Tourism ranks third behind textiles and food exports as Turkey's main source of much-needed foreign currency.
Casinos were legalized in 1983, but gambling outside of these establishments remains prohibited.
Slot machines in casinos at luxury hotels or special holiday villages draw increasing numbers of Turks. And police frequently raid houses where locals play card games like cooncan, bezique, bridge or poker for fun or small stakes. The Turkish penal code provides for jail terms of up to six months for illegal gambling.
In Istanbul and other big cities and coastal towns, the last stop on an evening out for wealthy Turks is often a casino.
Turks may legally play slot machines but are forbidden to play roulette and blackjack, unless they live abroad and earn more than $25,000 a year.
"More than 90% of the people visiting the slot machine area of our casino are Turkish people from all income groups," said Alexander Tucek, manager of the Etap Altinel casino, which is jointly run by Austrian and Turkish partners.
Tucek, an Austrian, sees no substantial difference between Turks and other nationalities in their enthusiasm for gambling.
But Atilla Bak, an ex-croupier who has also worked abroad, disagrees. "Turks are as ambitious gamblers as Japanese and Americans, who top the gamblers list in the world," he said.
Tucek's is one of only two casinos that also have a live game section, which is off-limits to locals.

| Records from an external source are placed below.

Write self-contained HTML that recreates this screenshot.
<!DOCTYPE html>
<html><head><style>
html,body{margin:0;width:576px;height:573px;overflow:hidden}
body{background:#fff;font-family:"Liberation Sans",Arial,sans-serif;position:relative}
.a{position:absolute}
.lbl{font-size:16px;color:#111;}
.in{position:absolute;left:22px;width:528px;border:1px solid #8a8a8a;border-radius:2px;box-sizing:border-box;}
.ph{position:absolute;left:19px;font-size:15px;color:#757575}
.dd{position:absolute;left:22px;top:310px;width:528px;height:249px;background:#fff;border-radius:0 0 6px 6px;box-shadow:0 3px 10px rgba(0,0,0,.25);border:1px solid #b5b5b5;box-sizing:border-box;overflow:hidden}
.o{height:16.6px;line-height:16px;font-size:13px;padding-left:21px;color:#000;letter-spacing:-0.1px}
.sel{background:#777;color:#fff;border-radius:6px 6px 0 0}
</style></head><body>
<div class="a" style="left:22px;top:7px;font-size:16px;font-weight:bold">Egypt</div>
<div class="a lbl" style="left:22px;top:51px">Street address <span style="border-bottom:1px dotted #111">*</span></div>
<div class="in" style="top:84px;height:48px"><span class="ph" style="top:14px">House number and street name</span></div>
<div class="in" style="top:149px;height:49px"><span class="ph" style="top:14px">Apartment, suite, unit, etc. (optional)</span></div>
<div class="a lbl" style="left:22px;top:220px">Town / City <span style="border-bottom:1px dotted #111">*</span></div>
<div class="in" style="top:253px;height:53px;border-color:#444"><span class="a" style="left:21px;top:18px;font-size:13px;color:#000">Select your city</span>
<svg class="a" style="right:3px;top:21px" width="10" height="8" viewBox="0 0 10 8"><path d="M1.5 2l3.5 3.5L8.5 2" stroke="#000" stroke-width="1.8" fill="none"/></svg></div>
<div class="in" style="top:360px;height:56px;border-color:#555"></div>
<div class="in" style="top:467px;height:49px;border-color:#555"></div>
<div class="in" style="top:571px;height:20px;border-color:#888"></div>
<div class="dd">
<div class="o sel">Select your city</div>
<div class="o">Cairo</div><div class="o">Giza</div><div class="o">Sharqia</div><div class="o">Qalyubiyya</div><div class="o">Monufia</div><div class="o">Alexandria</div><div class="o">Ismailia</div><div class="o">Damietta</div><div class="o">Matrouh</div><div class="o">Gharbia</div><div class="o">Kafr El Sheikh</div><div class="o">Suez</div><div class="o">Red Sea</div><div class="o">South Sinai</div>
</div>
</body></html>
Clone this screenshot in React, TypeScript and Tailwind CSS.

Turkey has 21 casinos with more than 1,700 slot machines, official reports say. Most of the casinos are run jointly with foreign companies, which provide the machines and technical know-how.
Only large five-star hotels and first-class holiday villages accommodating at least 500 people are permitted to set up casinos.
The slots take from 400 to 700 lire, the equivalent of 60 cents to $1. Many people have been reported losing significant amounts of money.
Turks pumped 85 billion lire, about $125 million, into slot machines last year, overtaking the national lottery, horse racing and the soccer pools as the favorite form of gambling.
About 65% of the casinos' winnings is collected by the state in taxes.